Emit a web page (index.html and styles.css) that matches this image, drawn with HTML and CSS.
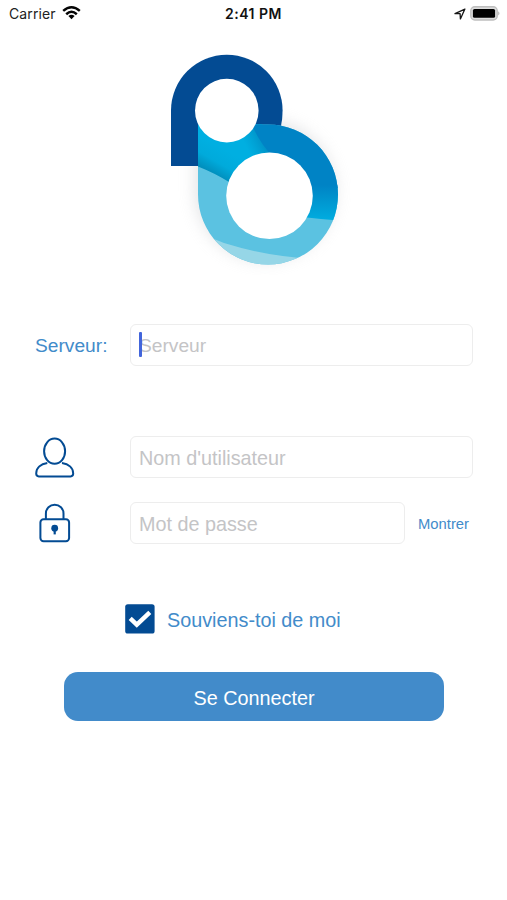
FILE: index.html
```html
<!DOCTYPE html>
<html lang="fr">
<head>
<meta charset="utf-8">
<meta name="viewport" content="width=device-width, initial-scale=1">
<title>Se Connecter</title>
<link rel="stylesheet" href="styles.css">
</head>
<body>
<header class="status">
  <div class="carrier"><span>Carrier</span>
    <svg width="19" height="14" viewBox="0 0 19 14"><g fill="none" stroke="#050505" stroke-width="2.5"><path d="M1.2 4.9Q9.5-2.3 17.8 4.9"/><path d="M4.2 8.2Q9.5 3.4 14.8 8.2"/></g><path d="M6.4 10.1Q9.5 7.5 12.6 10.1L9.5 13.3Z" fill="#050505"/></svg>
  </div>
  <div class="time">2:41 PM</div>
  <div class="indicators">
    <svg width="12" height="12" viewBox="0 0 12 12"><path d="M10.9 1.1L1 5.7H6.1L6.4 10.9Z" fill="none" stroke="#151515" stroke-width="1.3" stroke-linejoin="round"/></svg>
    <svg width="31" height="15" viewBox="0 0 31 15"><rect x=".8" y=".8" width="26.4" height="13.2" rx="4" fill="#ddd" stroke="#bebebe" stroke-width="1.4"/><rect x="2.9" y="3" width="22.2" height="8.8" rx="1.6" fill="#000"/><path d="M28.3 5.2Q30.5 7.4 28.3 9.6Z" fill="#aaa"/></svg>
  </div>
</header>
<main>
  <svg class="logo" width="200" height="230" viewBox="155 45 200 230" role="img" aria-label="Logo">
    <defs>
      <clipPath id="drop"><path d="M198 124.5H267.7A70 70 0 1 1 198 194.5Z"/></clipPath>
      <linearGradient id="teal" x1="0" y1="0" x2="0" y2="1"><stop offset="0" stop-color="#0083c5"/><stop offset=".35" stop-color="#0092cd"/><stop offset="1" stop-color="#00ade0"/></linearGradient>
      <linearGradient id="cyan" gradientUnits="userSpaceOnUse" x1="227" y1="151" x2="214" y2="174"><stop offset="0" stop-color="#00afe1"/><stop offset=".55" stop-color="#00aadb"/><stop offset="1" stop-color="#008fbd"/></linearGradient>
      <linearGradient id="edge" gradientUnits="userSpaceOnUse" x1="246" y1="147" x2="262" y2="139"><stop offset="0" stop-color="#009bcf" stop-opacity="0"/><stop offset="1" stop-color="#0092c7"/></linearGradient>
      <filter id="soft" x="-30%" y="-30%" width="160%" height="160%"><feGaussianBlur stdDeviation="8"/></filter>
    </defs>
    <path d="M198 124.5H267.7A70 70 0 1 1 198 194.5Z" transform="translate(-3 -4)" fill="#b9bcc0" opacity=".4" filter="url(#soft)"/>
    <path d="M171 166V110.5A55.8 55.8 0 0 1 282.6 110.5Q282.6 119 280.8 127L198 166Z" fill="#034b93"/>
    <g clip-path="url(#drop)">
      <rect x="197" y="124" width="142" height="142" fill="#5bc2e1"/>
      <path d="M197 124H262L275 172L229 182Q215 173 197 166Z" fill="url(#cyan)"/>
      <path d="M240 124H262L275 160H240Z" fill="url(#edge)"/>
      <path d="M250 120Q258 142 275 159L308 188H340V120Z" fill="#0083c5"/>
      <path d="M302 185H340V220.5Q323 219.5 302 217Z" fill="url(#teal)"/>
      <path d="M197 233Q212 238 224 243Q259 254 298 257.8V270H197Z" fill="#96d6e7"/>
    </g>
    <circle cx="226.8" cy="110.6" r="31.8" fill="#fff"/>
    <circle cx="269.5" cy="195.8" r="43.3" fill="#fff"/>
  </svg>
  <form class="login">
    <div class="row server">
      <label class="label">Serveur:</label>
      <div class="field focused">Serveur</div>
    </div>
    <div class="row user">
      <svg class="icon" width="40" height="42" viewBox="0 -1 40 42" fill="none" stroke="#034b93" stroke-width="2"><ellipse cx="19.6" cy="14.2" rx="10.5" ry="12.6"/><path d="M12.3 26.1C5.8 27.1 1.2 30.8 1.2 36.6Q1.2 39.4 3.8 39.4H35.6Q38.2 39.4 38.2 36.6C38.2 30.8 33.5 27.1 27 26.1"/></svg>
      <div class="field">Nom d'utilisateur</div>
    </div>
    <div class="row password">
      <svg class="icon" width="40" height="42" viewBox="0 0 40 42" fill="none" stroke="#034b93" stroke-width="2"><rect x="5.4" y="17.2" width="28.7" height="22" rx="3.2"/><path d="M10.9 17V11.5A8.8 8.8 0 0 1 28.5 11.5V17"/><circle cx="19.7" cy="26.2" r="3.4" fill="#034b93" stroke="none"/><path d="M19.7 27V32.4" stroke-width="2.2"/></svg>
      <div class="field">Mot de passe</div>
      <span class="show">Montrer</span>
    </div>
    <div class="remember">
      <svg width="30" height="30" viewBox="0 0 30 30"><rect x=".2" y=".2" width="29.4" height="29.4" rx="2.6" fill="#034b93"/><path d="M5.2 14.3L11.8 20.6L24.8 8.4" fill="none" stroke="#fff" stroke-width="4.4"/></svg>
      <span>Souviens-toi de moi</span>
    </div>
    <button class="submit" type="button">Se Connecter</button>
  </form>
</main>
</body>
</html>
```
FILE: styles.css
```css
* { box-sizing: border-box; }
body {
  margin: 0;
  min-height: 900px;
  background: #fff;
  color: #428bca;
  font: 19.8px/24px "Liberation Sans", Arial, sans-serif;
}
svg { display: block; flex: none; }
.status {
  display: grid;
  grid-template-columns: 1fr auto 1fr;
  align-items: center;
  height: 27px;
  padding: 0 6px 0 9px;
  color: #222;
  font: 14px/20px Inter, sans-serif;
  letter-spacing: 0.1px;
}
.carrier { display: flex; align-items: center; gap: 6px; }
.carrier svg { margin-top: -2px; }
.time { margin-right: 3px; color: #111; font-weight: 600; letter-spacing: 0.5px; }
.indicators { display: flex; align-items: center; justify-content: flex-end; gap: 4px; }
.logo { margin: 18px 0 0 155px; }
.login { padding: 49px 34px 0 35px; }
.row { display: flex; align-items: center; height: 42px; }
.label { width: 95px; padding-top: 2px; font-size: 19.2px; }
.icon { margin-right: 55px; }
.field {
  display: flex;
  align-items: center;
  flex: 1;
  height: 42px;
  padding: 1px 8px 0;
  border: 1px solid #ededed;
  border-radius: 6px;
  color: #c4c4c6;
}
.focused { padding-top: 2px; font-size: 19.2px; }
.focused::before {
  content: "";
  z-index: 1;
  width: 3px;
  height: 25px;
  margin: -3px -3px 0 0;
  border-radius: 1px;
  background: #4265db;
}
.user { margin-top: 70px; }
.password { margin-top: 24px; }
.show { width: 55px; margin-left: 13px; padding-top: 1px; font-size: 14.8px; }
.remember {
  display: flex;
  align-items: center;
  gap: 12px;
  margin: 60px 0 0 90px;
}
.remember span { padding-top: 1px; }
.submit {
  display: block;
  width: 380px;
  height: 49px;
  margin: 38px 0 0 29px;
  padding: 3px 0 0;
  border: 0;
  border-radius: 14px;
  background: #428bca;
  color: #fff;
  font: inherit;
}
```
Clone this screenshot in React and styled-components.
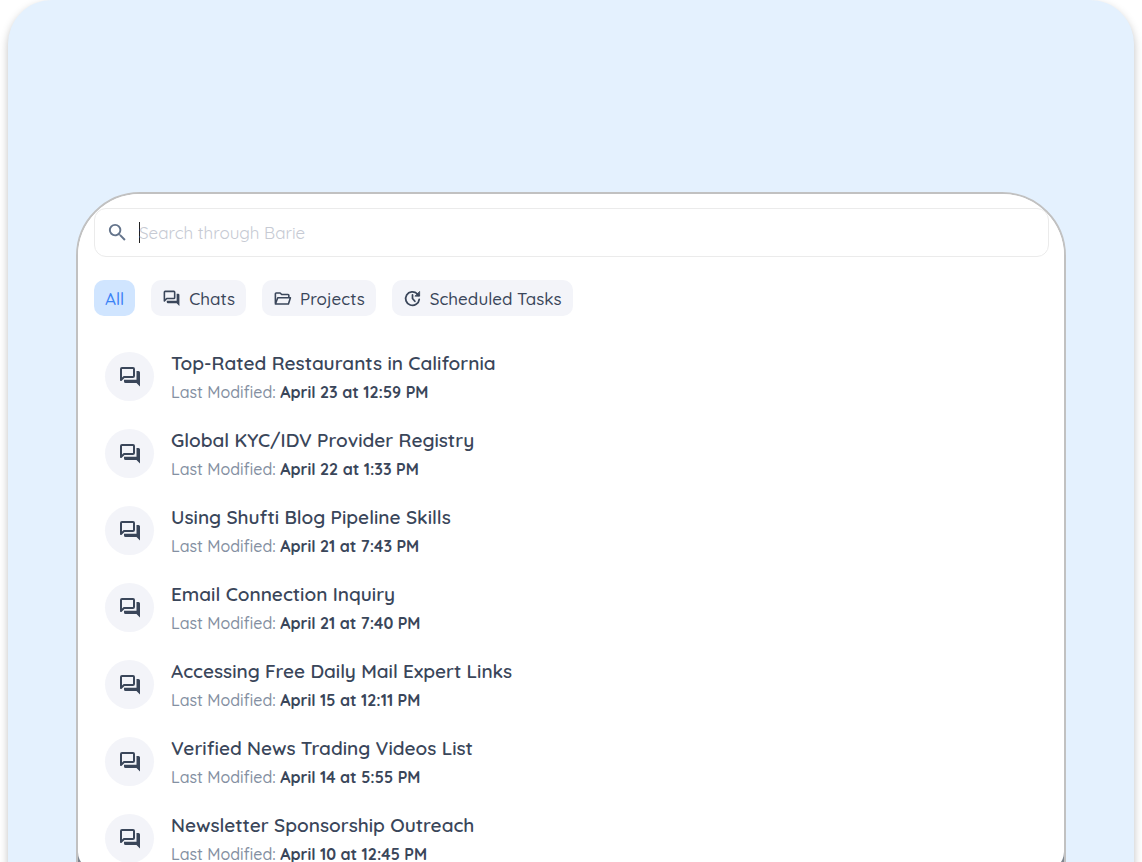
import React, { useState } from 'react';
import styled, { createGlobalStyle } from 'styled-components';
import { MdSearch } from 'react-icons/md';

const ChatIcon = () => (
  <svg viewBox="0 0 24 24" fill="none" aria-hidden="true">
    <path d="M4 3h11a1 1 0 0 1 1 1v7a1 1 0 0 1-1 1H6l-3 3V4a1 1 0 0 1 1-1z" stroke="currentColor" strokeWidth="2" strokeLinejoin="round" />
    <path d="M18.500 6h2A1.500 1.500 0 0 1 22 7.500V21.500L18.500 18H7.500A1.500 1.500 0 0 1 6 16.500V14.800h12.500z" fill="currentColor" />
  </svg>
);

const FolderIcon = () => (
  <svg viewBox="0 0 24 24" fill="none" stroke="currentColor" strokeWidth="2" strokeLinejoin="round" aria-hidden="true">
    <path d="M3 18V6a1 1 0 0 1 1-1h5l2 2h8a1 1 0 0 1 1 1v3" />
    <path d="M3 19l3-8h16l-2.500 8z" />
  </svg>
);

const ScheduleIcon = () => (
  <svg viewBox="0 0 24 24" fill="none" stroke="currentColor" strokeWidth="2.200" strokeLinecap="round" strokeLinejoin="round" aria-hidden="true">
    <path d="M20.500 13A8.600 8.600 0 1 1 18 6l2 2" />
    <path d="M21 3.500V9h-5.500z" fill="currentColor" strokeWidth="1" />
    <path d="M12 7.500V12l3 3.500" />
  </svg>
);

const tabs = [
  { name: 'All' },
  { name: 'Chats', Icon: ChatIcon },
  { name: 'Projects', Icon: FolderIcon },
  { name: 'Scheduled Tasks', Icon: ScheduleIcon },
];

const chats = [
  { id: 1, title: 'Top-Rated Restaurants in California', date: 'April 23 at 12:59 PM' },
  { id: 2, title: 'Global KYC/IDV Provider Registry', date: 'April 22 at 1:33 PM' },
  { id: 3, title: 'Using Shufti Blog Pipeline Skills', date: 'April 21 at 7:43 PM' },
  { id: 4, title: 'Email Connection Inquiry', date: 'April 21 at 7:40 PM' },
  { id: 5, title: 'Accessing Free Daily Mail Expert Links', date: 'April 15 at 12:11 PM' },
  { id: 6, title: 'Verified News Trading Videos List', date: 'April 14 at 5:55 PM' },
  { id: 7, title: 'Newsletter Sponsorship Outreach', date: 'April 10 at 12:45 PM' },
];

const App = () => {
  const [active, setActive] = useState('All');
  const [query, setQuery] = useState('');

  return (
    <>
      <GlobalStyle />
      <Page>
        <Backdrop>
          <Frame>
            <Panel>
              <SearchBox>
                <MdSearch />
                {!query && <Caret />}
                <SearchInput
                  aria-label="Search through Barie"
                  placeholder="Search through Barie"
                  value={query}
                  $empty={!query}
                  onChange={(e) => setQuery(e.target.value)}
                />
              </SearchBox>
              <Tabs>
                {tabs.map(({ name, Icon }) => (
                  <Tab key={name} type="button" $active={active === name} onClick={() => setActive(name)}>
                    {Icon && <Icon />}
                    {name}
                  </Tab>
                ))}
              </Tabs>
              <List>
                {chats.map((chat) => (
                  <Row key={chat.id}>
                    <Avatar><ChatIcon /></Avatar>
                    <div>
                      <Title>{chat.title}</Title>
                      <Modified>Last Modified: <time>{chat.date}</time></Modified>
                    </div>
                  </Row>
                ))}
              </List>
            </Panel>
          </Frame>
        </Backdrop>
      </Page>
    </>
  );
};

const GlobalStyle = createGlobalStyle`
  * {
    box-sizing: border-box;
  }
  body {
    margin: 0;
    background: #fff;
    color: #3a465a;
    font-family: Quicksand, Lato, sans-serif;
  }
`;

const Page = styled.main`
  height: 100vh;
  padding: 0 8px;
  overflow: hidden;
`;

const Backdrop = styled.div`
  padding: 192px 68px 64px;
  border-radius: 44px;
  background: #e4f1fe;
  box-shadow: 0 4px 8px rgba(0, 0, 0, 0.25);
`;

const Frame = styled.section`
  border: 2px solid #c1c1c1;
  border-radius: 64px 64px 0 0;
  background: linear-gradient(#fff 50%, #7d858f 50%);
  overflow: hidden;
`;

const Panel = styled.div`
  padding: 14px 15px 4px 16px;
  border-radius: 0 0 18px 18px;
  background: #fff;
`;

const SearchBox = styled.label`
  display: flex;
  align-items: center;
  height: 49px;
  padding: 0 11px;
  border: 1px solid #ebebeb;
  border-radius: 12px;

  svg {
    width: 23px;
    height: 23px;
    margin-right: 10px;
    color: #64748b;
  }
`;

const Caret = styled.span`
  width: 1px;
  height: 21px;
  margin-right: -1px;
  background: #222;
`;

const SearchInput = styled.input`
  flex: 1;
  padding: 0;
  border: 0;
  outline: 0;
  background: none;
  color: #3a465a;
  caret-color: ${({ $empty }) => ($empty ? 'transparent' : '#222')};
  font: 400 17px Quicksand, Lato, sans-serif;

  &::placeholder {
    color: #c6cad3;
  }
`;

const Tabs = styled.div`
  display: flex;
  gap: 16px;
  margin-top: 23px;
`;

const Tab = styled.button`
  display: flex;
  align-items: center;
  gap: 8px;
  height: 36px;
  padding: 0 11px;
  border: 0;
  border-radius: 10px;
  background: ${({ $active }) => ($active ? '#d0e5ff' : '#f3f4f9')};
  color: ${({ $active }) => ($active ? '#3b82f6' : '#3a465a')};
  font: 500 17px Quicksand, Lato, sans-serif;
  cursor: pointer;

  svg {
    width: 19px;
    height: 19px;
  }
`;

const List = styled.ul`
  display: flex;
  flex-direction: column;
  gap: 25px;
  margin: 36px 0 0;
  padding: 0 11px;
  list-style: none;
`;

const Row = styled.li`
  display: flex;
  gap: 17px;
`;

const Avatar = styled.div`
  display: grid;
  place-items: center;
  width: 49px;
  height: 49px;
  border-radius: 50%;
  background: #f3f4f9;

  svg {
    width: 24px;
    height: 24px;
  }
`;

const Title = styled.h2`
  margin: 0 0 6px;
  font-size: 19px;
  font-weight: 600;
  line-height: 22px;
`;

const Modified = styled.p`
  margin: 0;
  color: #8490a2;
  font-size: 16px;
  font-weight: 500;
  line-height: 24px;

  time {
    color: #3a465a;
    font-weight: 700;
  }
`;

export default App;
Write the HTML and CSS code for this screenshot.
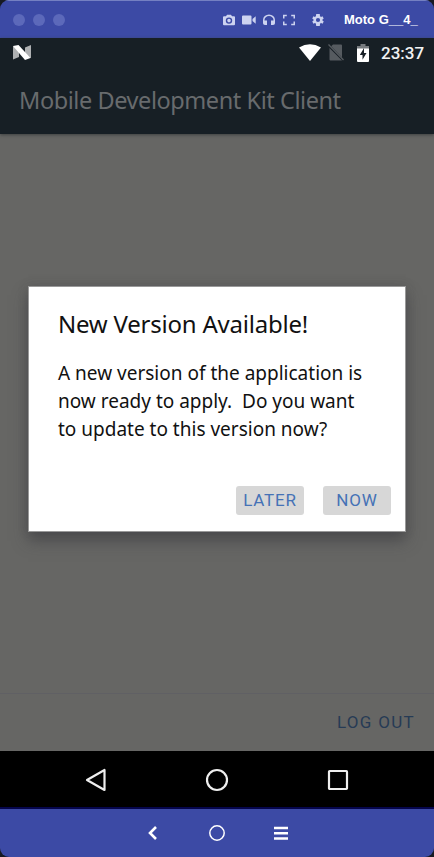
FILE: index.html
```html
<!DOCTYPE html>
<html lang="en">
<head>
<meta charset="utf-8">
<title>Mobile Development Kit Client</title>
<link rel="stylesheet" href="styles.css">
</head>
<body>
<div class="emulator">
  <header class="window-bar">
    <div class="dots"><i></i><i></i><i></i></div>
    <div class="tools">
      <svg width="12" height="12" viewBox="0 0 12 12"><path fill-rule="evenodd" d="M4 .8h4l1 1.4h2q1 0 1 1v7q0 1-1 1H1q-1 0-1-1v-7q0-1 1-1h2zM6 3.4a3.2 3.2 0 1 0 0 6.4 3.2 3.2 0 0 0 0-6.4zm0 1.4a1.8 1.8 0 1 1 0 3.6 1.8 1.8 0 0 1 0-3.6z"/></svg>
      <svg width="14" height="12" viewBox="0 0 14 12"><path d="M1 1.500h7.500q1 0 1 1v7q0 1-1 1H1q-1 0-1-1v-7q0-1 1-1zM10.500 5l3.200-2.800v7.600l-3.200-2.800z"/></svg>
      <svg width="12" height="12" viewBox="0 0 12 12"><path d="M0 6a6 5.5 0 0 1 12 0v3.2Q12 11 10 11H8V6.5h2.500V6a4.500 4 0 0 0-9 0v.5H4V11H2Q0 11 0 9.200z"/></svg>
      <svg width="12" height="12" viewBox="0 0 12 12"><path d="M0 .8h3.800v1.500H1.500v2.200H0zM8.200.8H12v3.700h-1.500V2.300H8.200zM0 7.500h1.500v2.200h2.300v1.500H0zM10.500 7.500H12v3.700H8.200V9.700h2.300z"/></svg>
      <svg class="gear" width="12" height="12" viewBox="2 2 20 20"><path d="M19.400 13a7.500 7.500 0 0 0 0-2l2.100-1.600-2-3.500-2.500 1a7.500 7.500 0 0 0-1.700-1L15 2H9l-.4 3.900a7.500 7.500 0 0 0-1.700 1l-2.500-1-2 3.500L4.600 11a7.500 7.500 0 0 0 0 2l-2.200 1.600 2 3.500 2.500-1a7.500 7.500 0 0 0 1.700 1L9 22h6l.4-3.900a7.500 7.500 0 0 0 1.700-1l2.500 1 2-3.500zM12 15.500a3.500 3.500 0 1 1 0-7 3.500 3.500 0 0 1 0 7z"/></svg>
    </div>
    <span class="device">Moto G__4_</span>
  </header>
  <div class="app-head">
    <div class="status">
      <svg class="n-logo" width="18" height="15" viewBox="0 0 18 15"><path fill="#aeb0b2" d="M0 1l6 3v8l-6 2.500zM12 2.500L18 0v13l-6-1z"/><path fill="#fff" d="M0 1l5.500-1L17.500 13l-5.500 2z"/></svg>
      <svg class="wifi" width="22" height="17" viewBox="0 0 22 17"><path fill="#fff" d="M0 3.500Q11-3.200 22 3.500L11 17z"/></svg>
      <svg class="sim" width="16" height="17" viewBox="0 0 16 17"><path fill="#565b60" d="M5 .5h8q1 0 1 1v12L3.200 2.200zM1.500 4L14 16.500H2.500q-1 0-1-1z"/><path stroke="#565b60" stroke-width="1.300" d="M.5.500l15 15.500"/></svg>
      <svg class="battery" width="12" height="18" viewBox="0 0 12 18"><path fill="#777b7f" d="M3.500 0h5v2H12v3H0V2h3.500z"/><path fill="#fff" d="M0 4.500h12V17q0 1-1 1H1q-1 0-1-1z"/><path fill="#182027" d="M7 4L2.800 11h2.700v4.800L9.500 9H7z"/></svg>
      <span class="clock">23:37</span>
    </div>
    <h1>Mobile Development Kit Client</h1>
  </div>
  <main class="content">
    <section class="dialog">
      <h2>New Version Available!</h2>
      <p>A new version of the application is<br>now ready to apply.&nbsp; Do you want<br>to update to this version now?</p>
      <div class="actions"><button>LATER</button><button>NOW</button></div>
    </section>
    <footer class="toolbar"><span class="logout">LOG OUT</span></footer>
  </main>
  <nav class="android-nav">
    <svg width="22" height="24" viewBox="0 0 22 24"><path d="M19.500 2v20L2 12z"/></svg>
    <svg width="24" height="24" viewBox="0 0 24 24"><circle cx="12" cy="12" r="10"/></svg>
    <svg width="22" height="22" viewBox="0 0 22 22"><rect x="2" y="2" width="18" height="18" rx=".7"/></svg>
  </nav>
  <nav class="emulator-nav">
    <svg width="10" height="14" viewBox="0 0 10 14"><path stroke-width="2.600" d="M8 1L2 7l6 6"/></svg>
    <svg width="16" height="16" viewBox="0 0 16 16"><circle cx="8" cy="8" r="7.200" stroke-width="1.500"/></svg>
    <svg width="14" height="14" viewBox="0 0 14 14"><path stroke-width="2.400" d="M0 2h14M0 7.300h14M0 12.500h14"/></svg>
  </nav>
</div>
</body>
</html>
```
FILE: styles.css
```css
* { box-sizing: border-box; }
body { margin: 0; background: #171a23; font-family: "Noto Sans", sans-serif; }
h1, h2, p { margin: 0; font-weight: 400; white-space: nowrap; }
svg { display: block; flex: none; }

.emulator { width: 434px; height: 857px; display: flex; flex-direction: column; overflow: hidden; border-radius: 9px; background: #3c4aa5; }

.window-bar { height: 38px; display: flex; align-items: center; border-top: 1px solid #7480c2; color: #fff; }
.dots { display: flex; gap: 8px; padding-left: 13px; width: 223px; }
.dots i { width: 12px; height: 12px; border-radius: 50%; background: #5c69ba; }
.tools { display: flex; align-items: center; gap: 7px; width: 121px; fill: #cdd3f0; }
.tools svg:nth-child(4) { margin-left: 1px; }
.tools .gear { margin-left: 10px; }
.device { font: bold 13px/16px "Liberation Sans", sans-serif; }

.app-head { height: 96px; background: #171f25; box-shadow: 0 1px 3px #3e4040; z-index: 1; }
.status { display: flex; align-items: center; height: 29px; padding-left: 13px; }
.wifi { margin-left: 268px; }
.sim { margin-left: 7px; }
.battery { margin-left: 13px; }
.clock { margin-left: 12px; font: 500 17px/20px Roboto, sans-serif; color: #f2f3f4; }
h1 { padding: 16px 0 0 19px; font-size: 23.500px; line-height: 34px; letter-spacing: -.43px; color: #686b6d; }

.content { height: 617px; background: #666664; display: flex; flex-direction: column; }
.dialog { width: 378px; height: 246px; margin: 152px 0 0 28px; padding: 20px 14px 16px 29px; display: flex; flex-direction: column; background: #fff; border: 1px solid #999; box-shadow: 0 9px 14px rgba(55, 55, 60, .55), 0 0 10px rgba(60, 60, 65, .2); color: #111; }
h2 { font-size: 24px; line-height: 34px; letter-spacing: -.22px; }
.dialog p { margin-top: 18px; font-size: 19px; line-height: 28px; }
.actions { display: flex; justify-content: flex-end; gap: 19px; margin-top: auto; }
button { width: 68px; height: 29px; padding: 0; border: 0; border-radius: 3px; background: #d7d7d7; color: #4572b6; font: 17px/29px Roboto, sans-serif; letter-spacing: .8px; }
.toolbar { height: 58px; margin-top: auto; padding: 0 19px 2px 0; display: flex; justify-content: flex-end; align-items: center; border-top: 1px solid #606064; }
.logout { font: 17px/24px Roboto, sans-serif; color: #263b55; letter-spacing: 1.3px; }

.android-nav { height: 58px; display: flex; align-items: center; background: #000; border-bottom: 2px solid #05054c; padding: 2px 0 0 85px; fill: none; stroke: #eee; stroke-width: 2.2; stroke-linejoin: round; }
.android-nav svg + svg { margin-left: 98px; }
.emulator-nav { height: 48px; display: flex; align-items: center; padding-left: 148px; fill: none; stroke: #fff; }
.emulator-nav svg:nth-child(2) { margin-left: 51px; }
.emulator-nav svg:nth-child(3) { margin-left: 49px; }
```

• Job: Identify and copy the lines holding the word "screenshot".

• Correct output:
Clone this screenshot in React and styled-components.
Write the HTML and CSS code for this screenshot.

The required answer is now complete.